Still I didn't get word that the mountain bike competition was cancelled. I had emailed the secretary of Bike Aventure and asked when we would know if it was, and he replied that they rarely were. So that's why we were driving to Vauvert, to Mas de Madagascar in what seemed to be an appropriately tropical rainstorm.
Little orange arrows with VTT written on them directed us around the town, thankfully, to the spot out in the middle of nowhere where, to my surprise, loads of cars were parked. People were unloading bikes, riding bikes, pushing bikes and walking under umbrellas with purpose seemingly unconcerned with the now lesser falling rain but menacing clouds.
The competition consisted of a cross-country race in the afternoon, and a downhill course in the morning. Rules indicated that the competitors needed full protection including helmet and back carapace. We had the knee/tibia pads and elbow pads but not the helmet or the carapace, but that was not supposed to be a problem because the club has stuff we could borrow.
We registered for the races and looked around for someone from the club. No one. We waited, we went up a steep stickily wet path to the starting point, and looked around for a sign of one of the bike leaders. No one.
At this point it was raining more and I was starting to get annoyed. The boys couldn't race if they didn't have the equipment and we had got up early so we could participate on the understanding that we could borrow stuff from the club, except that no one from the club had come; we didn't see any other of our boys either and I wondered if we'd come for nothing.
We were getting wet and cold so I went up to the organiser and said that as the boys didn't have the right equipment he'd better strike them off the list. He replied that they could borrow stuff so my youngest went first with his 'Pupilles' section and was kitted out.
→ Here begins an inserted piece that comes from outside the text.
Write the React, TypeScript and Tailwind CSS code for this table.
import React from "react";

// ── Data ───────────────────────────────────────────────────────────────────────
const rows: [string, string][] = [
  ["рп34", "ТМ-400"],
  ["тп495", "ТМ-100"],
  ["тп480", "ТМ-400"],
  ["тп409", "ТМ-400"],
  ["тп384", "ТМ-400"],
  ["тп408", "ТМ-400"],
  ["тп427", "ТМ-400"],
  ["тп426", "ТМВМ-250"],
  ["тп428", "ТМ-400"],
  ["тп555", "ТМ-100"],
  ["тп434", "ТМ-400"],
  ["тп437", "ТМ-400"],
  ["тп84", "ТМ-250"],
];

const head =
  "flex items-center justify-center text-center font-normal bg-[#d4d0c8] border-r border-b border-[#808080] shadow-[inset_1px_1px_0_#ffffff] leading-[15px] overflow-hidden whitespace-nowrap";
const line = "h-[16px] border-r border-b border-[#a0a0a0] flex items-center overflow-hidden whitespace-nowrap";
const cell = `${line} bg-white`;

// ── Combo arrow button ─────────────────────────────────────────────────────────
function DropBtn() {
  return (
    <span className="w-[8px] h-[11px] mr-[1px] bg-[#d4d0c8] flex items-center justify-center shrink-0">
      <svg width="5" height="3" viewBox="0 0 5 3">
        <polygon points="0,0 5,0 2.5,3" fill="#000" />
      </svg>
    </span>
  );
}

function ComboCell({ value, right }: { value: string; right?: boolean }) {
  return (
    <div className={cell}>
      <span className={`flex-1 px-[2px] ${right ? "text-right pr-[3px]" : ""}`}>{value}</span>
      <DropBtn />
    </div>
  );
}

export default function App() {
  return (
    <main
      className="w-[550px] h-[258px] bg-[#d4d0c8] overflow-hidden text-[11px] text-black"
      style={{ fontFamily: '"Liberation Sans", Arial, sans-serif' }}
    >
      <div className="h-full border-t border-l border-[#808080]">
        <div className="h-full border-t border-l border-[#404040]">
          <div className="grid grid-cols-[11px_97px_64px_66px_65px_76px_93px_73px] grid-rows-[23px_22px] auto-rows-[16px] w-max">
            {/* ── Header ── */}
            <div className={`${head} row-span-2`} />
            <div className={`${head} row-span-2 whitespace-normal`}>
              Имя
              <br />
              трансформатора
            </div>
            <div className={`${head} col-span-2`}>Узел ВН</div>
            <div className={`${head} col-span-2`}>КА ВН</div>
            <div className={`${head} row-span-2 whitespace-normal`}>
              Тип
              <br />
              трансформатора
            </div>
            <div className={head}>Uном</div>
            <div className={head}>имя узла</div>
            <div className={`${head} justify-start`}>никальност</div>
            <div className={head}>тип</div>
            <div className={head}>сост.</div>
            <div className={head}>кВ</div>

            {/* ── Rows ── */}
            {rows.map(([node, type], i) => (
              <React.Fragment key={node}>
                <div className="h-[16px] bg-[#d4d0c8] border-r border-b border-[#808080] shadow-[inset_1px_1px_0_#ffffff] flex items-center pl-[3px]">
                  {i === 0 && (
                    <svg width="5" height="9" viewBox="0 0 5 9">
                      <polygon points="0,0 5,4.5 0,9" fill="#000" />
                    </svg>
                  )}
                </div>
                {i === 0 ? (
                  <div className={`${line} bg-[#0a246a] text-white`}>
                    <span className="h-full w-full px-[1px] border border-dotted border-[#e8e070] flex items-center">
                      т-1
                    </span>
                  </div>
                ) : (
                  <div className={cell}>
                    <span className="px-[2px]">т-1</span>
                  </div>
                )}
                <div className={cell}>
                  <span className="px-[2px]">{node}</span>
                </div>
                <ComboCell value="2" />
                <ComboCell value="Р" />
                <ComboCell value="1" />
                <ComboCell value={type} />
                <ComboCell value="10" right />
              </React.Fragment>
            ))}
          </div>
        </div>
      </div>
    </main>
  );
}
It's a very impressive sight seeing these little kids stomping around protected to the hilt.
He finished the course - I didn't see it as I was up at the start with my eldest - but he said it was good fun when he rejoined us. Eventually it was the turn of my eldest, and the rain was getting heavier. He was called and got into line, but after all that waiting he was told he couldn't race as he didn't have 'bouchons' - those plugs that go in the end of the handlebars.
Well that just about finished me. We were really wet and very cold so I asked my youngest if he wanted to stay for the cross-country in the afternoon and when he said no (phew) I told them that we would go home. We gave back the race numbers, picked our way through gushing streams flowing down the middle of the paths and got back to the car as quickly as possible.
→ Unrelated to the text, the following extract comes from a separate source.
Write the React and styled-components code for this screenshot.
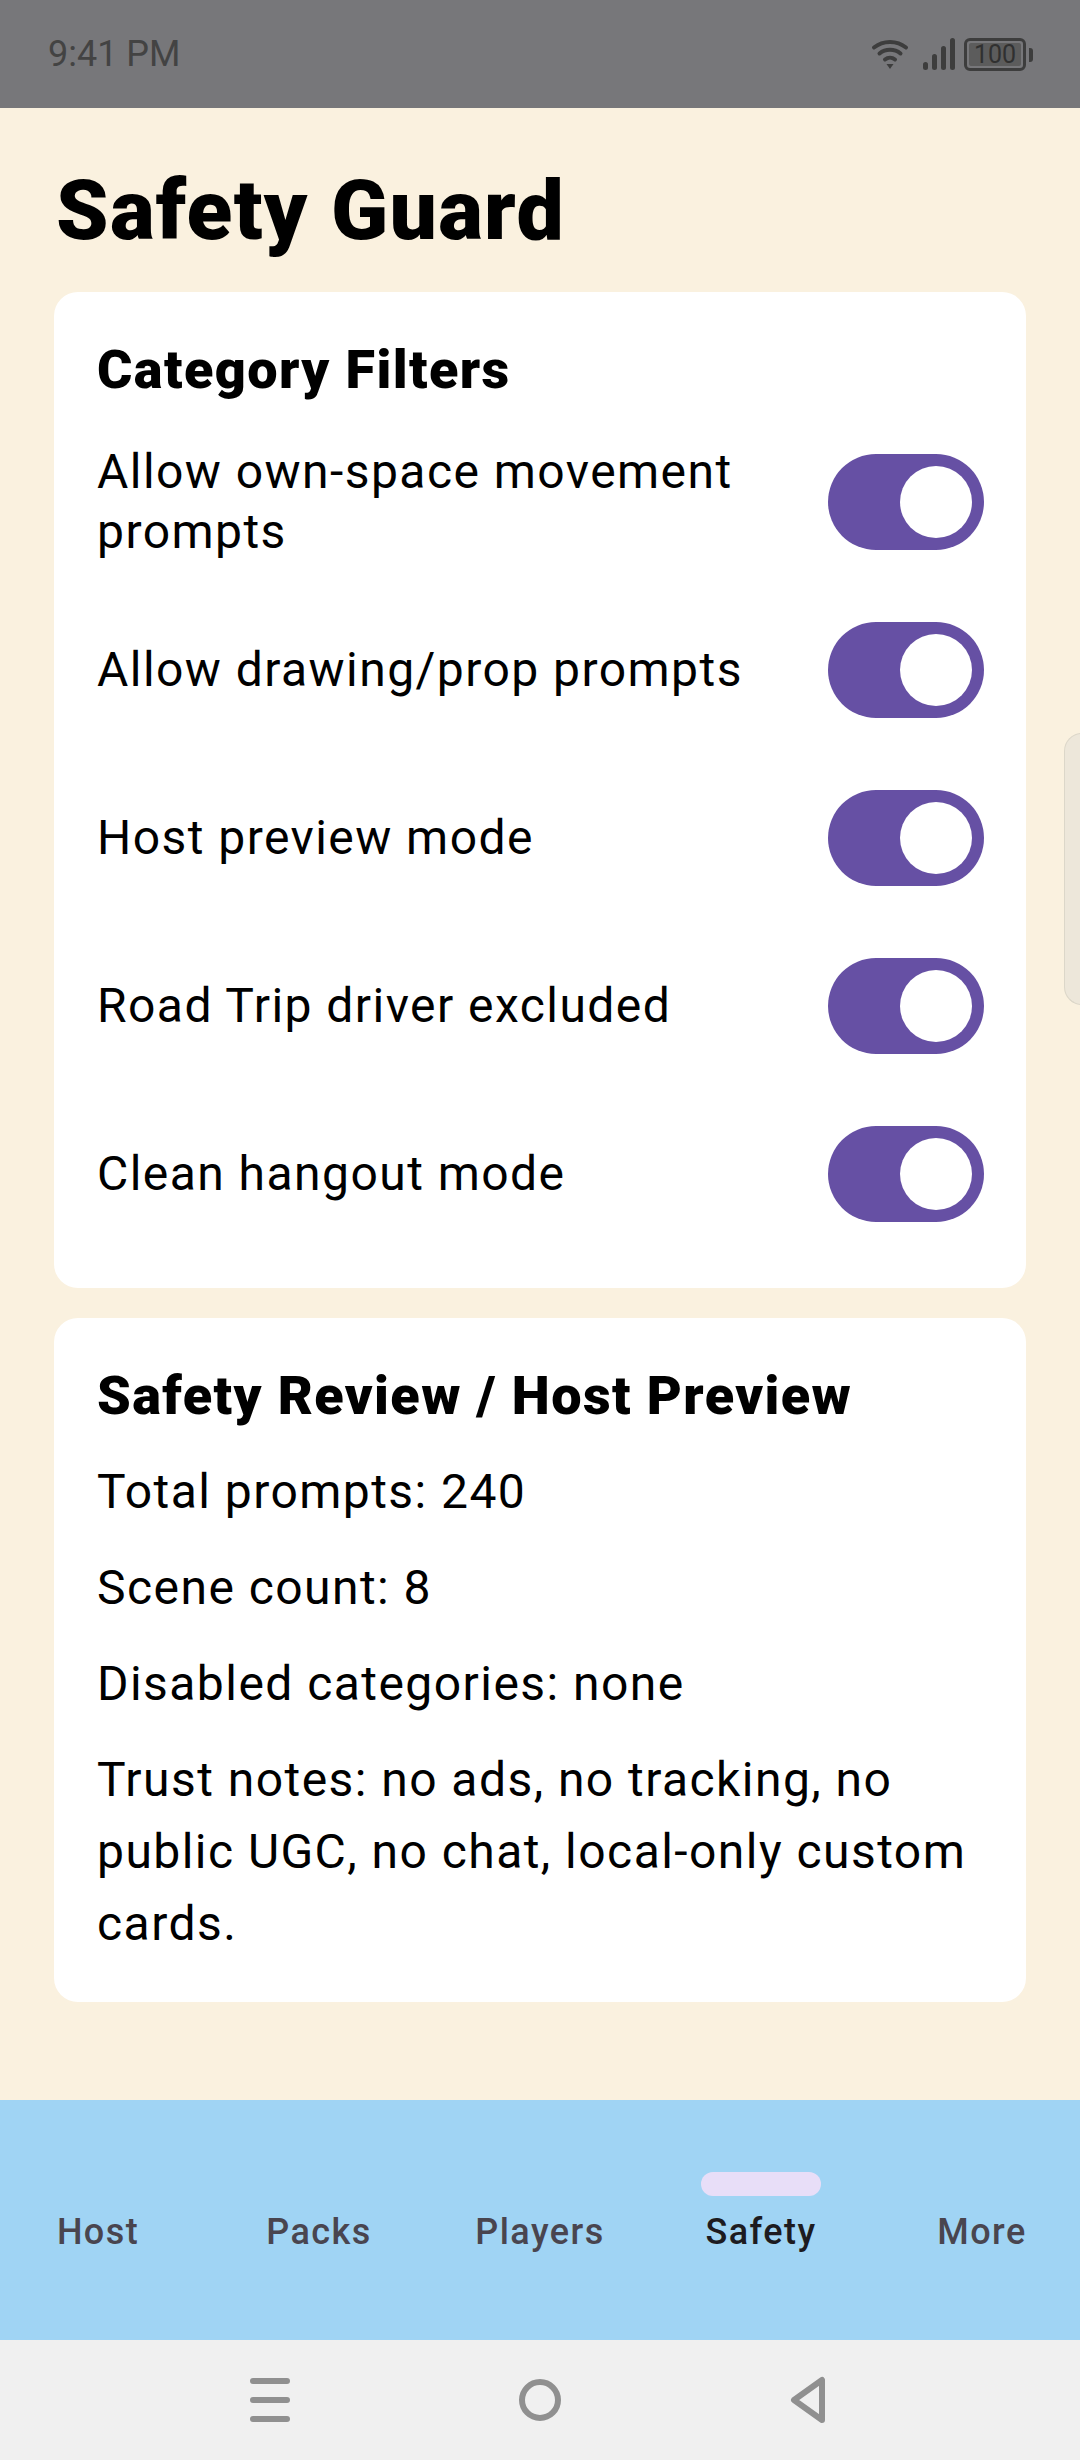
import React from "react";
import styled, { createGlobalStyle } from "styled-components";

const GlobalStyle = createGlobalStyle`
  html, body { margin: 0; padding: 0; background: #faf1df; }
  * { box-sizing: border-box; }
`;

const Screen = styled.div`
  position: relative;
  width: 1080px;
  height: 2460px;
  display: flex;
  flex-direction: column;
  overflow: hidden;
  background: #faf1df;
  font-family: Roboto, "Noto Sans", sans-serif;
`;

const StatusBar = styled.div`
  height: 108px;
  flex: none;
  display: flex;
  align-items: center;
  justify-content: space-between;
  padding: 0 54px 0 48px;
  background: #77777a;
  color: #434343;
`;

const Clock = styled.span`
  font-size: 36px;
  font-weight: 400;
  line-height: 108px;
`;

const StatusIcons = styled.div`
  display: flex;
  align-items: center;
  height: 34px;
`;

const Wifi = styled.svg`
  width: 38px;
  height: 30px;
  margin-right: 14px;
`;

const Signal = styled.svg`
  width: 32px;
  height: 32px;
  margin-right: 9px;
`;

const Battery = styled.div`
  position: relative;
  width: 62px;
  height: 33px;
  padding: 2px;
  border: 3px solid #3d3d3d;
  border-radius: 6px;
  &::after {
    content: "";
    position: absolute;
    right: -10px;
    top: 7px;
    width: 4px;
    height: 14px;
    border-radius: 0 3px 3px 0;
    background: #3d3d3d;
  }
`;

const BatteryLevel = styled.div`
  height: 100%;
  border-radius: 2px;
  background: #5c5c5c;
  color: #303030;
  font-size: 25px;
  font-weight: 400;
  line-height: 23px;
  text-align: center;
`;

const Main = styled.main`
  flex: 1;
  padding: 0 54px;
`;

const Title = styled.h1`
  margin: 52px 0 30px;
  padding-left: 2px;
  color: #000;
  font-size: 84px;
  font-weight: 900;
  letter-spacing: 1.3px;
  line-height: 102px;
`;

const Card = styled.section`
  margin-bottom: 30px;
  padding: 42px 42px ${(p) => p.$bottom}px 43px;
  border-radius: 24px;
  background: #fff;
`;

const CardTitle = styled.h2`
  margin: 0 0 ${(p) => p.$gap}px;
  color: #000;
  font-size: 54px;
  font-weight: 900;
  letter-spacing: 1.4px;
  line-height: 72px;
`;

const ToggleList = styled.div`
  display: grid;
  grid-auto-rows: 168px;
`;

const ToggleRow = styled.div`
  display: flex;
  align-items: center;
  justify-content: space-between;
  gap: 48px;
`;

const ToggleLabel = styled.span`
  color: #000;
  font-size: 48px;
  font-weight: 400;
  letter-spacing: 1.45px;
  line-height: 60px;
`;

const Switch = styled.div`
  width: 156px;
  height: 96px;
  flex: none;
  display: flex;
  align-items: center;
  justify-content: flex-end;
  padding-right: 12px;
  border-radius: 48px;
  background: #6650a4;
`;

const Thumb = styled.div`
  width: 72px;
  height: 72px;
  border-radius: 50%;
  background: #fff;
`;

const Facts = styled.div`
  display: flex;
  flex-direction: column;
  gap: 24px;
`;

const Fact = styled.p`
  margin: 0;
  color: #000;
  font-size: 48px;
  font-weight: 400;
  letter-spacing: 1.45px;
  line-height: 72px;
`;

const EdgeHandle = styled.div`
  position: absolute;
  top: 733px;
  right: -2px;
  width: 18px;
  height: 272px;
  border: 1px solid #dcd7c9;
  border-radius: 18px 0 0 18px;
  background: #ede7da;
`;

const TabBar = styled.nav`
  height: 240px;
  flex: none;
  display: flex;
  justify-content: space-between;
  padding: 72px 8px 0;
  background: #a0d4f4;
`;

const Tab = styled.div`
  width: 180px;
  display: flex;
  flex-direction: column;
  align-items: center;
  gap: 12px;
`;

const Indicator = styled.div`
  width: 120px;
  height: 24px;
  border-radius: 24px;
  background: ${(p) => (p.$active ? "#e8def8" : "transparent")};
`;

const TabLabel = styled.span`
  color: ${(p) => (p.$active ? "#1d1b20" : "#49454f")};
  font-size: 36px;
  font-weight: 500;
  letter-spacing: 1.44px;
  line-height: 48px;
`;

const NavBar = styled.div`
  height: 120px;
  flex: none;
  display: flex;
  align-items: center;
  justify-content: center;
  gap: 210px;
  background: #f0f0f0;
`;

const NavIcon = styled.svg`
  width: 60px;
  height: 60px;
  fill: none;
  stroke: #909090;
  stroke-width: 6;
  stroke-linecap: round;
  stroke-linejoin: round;
`;

const toggles = [
  "Allow own-space movement prompts",
  "Allow drawing/prop prompts",
  "Host preview mode",
  "Road Trip driver excluded",
  "Clean hangout mode",
];

const facts = [
  "Total prompts: 240",
  "Scene count: 8",
  "Disabled categories: none",
  "Trust notes: no ads, no tracking, no public UGC, no chat, local-only custom cards.",
];

const tabs = ["Host", "Packs", "Players", "Safety", "More"];

const App = () => {
  return (
    <Screen>
      <GlobalStyle />
      <StatusBar>
        <Clock>9:41 PM</Clock>
        <StatusIcons>
          <Wifi viewBox="0 0 38 30" fill="none" stroke="#3d3d3d" strokeWidth="4" strokeLinecap="round">
            <path d="M3 8.5C12 1 26 1 35 8.5" />
            <path d="M8.5 14.5C14.5 9.5 23.5 9.5 29.5 14.5" />
            <path d="M14 20.5C17 18 21 18 24 20.5" />
            <path d="M15.5 25h7L19 30z" fill="#3d3d3d" stroke="none" />
          </Wifi>
          <Signal viewBox="0 0 32 32" fill="#3d3d3d">
            <rect x="0" y="24" width="5" height="8" rx="2.5" />
            <rect x="9" y="16" width="5" height="16" rx="2.5" />
            <rect x="18" y="8" width="5" height="24" rx="2.5" />
            <rect x="27" y="0" width="5" height="32" rx="2.5" />
          </Signal>
          <Battery>
            <BatteryLevel>100</BatteryLevel>
          </Battery>
        </StatusIcons>
      </StatusBar>
      <Main>
        <Title>Safety Guard</Title>
        <Card $bottom={30}>
          <CardTitle $gap={12}>Category Filters</CardTitle>
          <ToggleList>
            {toggles.map((label) => (
              <ToggleRow key={label}>
                <ToggleLabel>{label}</ToggleLabel>
                <Switch>
                  <Thumb />
                </Switch>
              </ToggleRow>
            ))}
          </ToggleList>
        </Card>
        <Card $bottom={42}>
          <CardTitle $gap={24}>Safety Review / Host Preview</CardTitle>
          <Facts>
            {facts.map((text) => (
              <Fact key={text}>{text}</Fact>
            ))}
          </Facts>
        </Card>
      </Main>
      <EdgeHandle />
      <TabBar>
        {tabs.map((tab) => (
          <Tab key={tab}>
            <Indicator $active={tab === "Safety"} />
            <TabLabel $active={tab === "Safety"}>{tab}</TabLabel>
          </Tab>
        ))}
      </TabBar>
      <NavBar>
        <NavIcon viewBox="0 0 60 60">
          <path d="M13 11h34M13 30h34M13 49h34" />
        </NavIcon>
        <NavIcon viewBox="0 0 60 60">
          <circle cx="30" cy="30" r="18" />
        </NavIcon>
        <NavIcon viewBox="0 0 60 60">
          <path d="M42 10v40L14 30z" />
        </NavIcon>
      </NavBar>
    </Screen>
  );
};

export default App;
What a relief to be in the dry! We got out of our wet things, but I hadn't brought a change of shoes. The soil there was bright orange. It got everywhere - on the mats, the pedals, everywhere.
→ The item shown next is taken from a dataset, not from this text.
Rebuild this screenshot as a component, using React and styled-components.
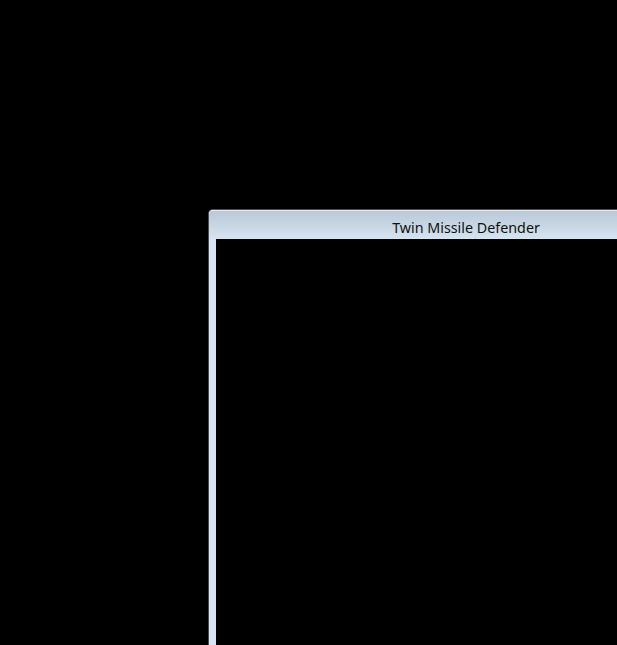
import React from "react";
import styled, { createGlobalStyle } from "styled-components";

const Global = createGlobalStyle`
  html, body { margin: 0; padding: 0; background: #000; overflow: hidden; }
  #root { width: 617px; height: 645px; overflow: hidden; }
`;

const Desktop = styled.div`
  width: 617px;
  height: 645px;
  background: #000;
  overflow: hidden;
  padding: 209px 0 0 208px;
  box-sizing: border-box;
`;

const Window = styled.div`
  width: 516px;
  height: 520px;
  box-sizing: border-box;
  border: 1px solid #4a4e52;
  border-bottom: none;
  border-radius: 5px 5px 0 0;
  background: #d7e4f1;
  display: flex;
  flex-direction: column;
`;

const TitleBar = styled.div`
  height: 29px;
  flex: none;
  border-radius: 4px 4px 0 0;
  background: linear-gradient(to bottom, #bac9d8 0%, #c8d6e4 50%, #d6e4f1 100%);
  border-top: 1px solid #e3eaf1;
  box-sizing: border-box;
  display: flex;
  align-items: center;
  justify-content: center;
  padding-top: 4px;
  font-family: "Noto Sans", "DejaVu Sans", sans-serif;
  font-size: 14.3px;
  color: #111;
`;

const Frame = styled.div`
  flex: 1;
  padding: 0 7px;
  background: #d7e4f1;
  display: flex;
`;

const Canvas = styled.div`
  flex: 1;
  background: #000;
`;

export default function App() {
  return (
    <>
      <Global />
      <Desktop>
        <Window>
          <TitleBar>Twin Missile Defender</TitleBar>
          <Frame>
            <Canvas />
          </Frame>
        </Window>
      </Desktop>
    </>
  );
}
We arrived home around 12.30 and rushed joyfully into the house leaving everything wet except the clothes in the car. I chucked it all in the machine and got it washed ASAP.
Notes for next time it rains: take a much water proofer water proof, wellies, bigger umbrella, warm clothes, change of shoes. For all.
Positive notes: the rainwater has left my hair lovely and soft, the boys were amongst the only ones in the club not to wimp out of biking in the rain (2 more turned up with their own kit).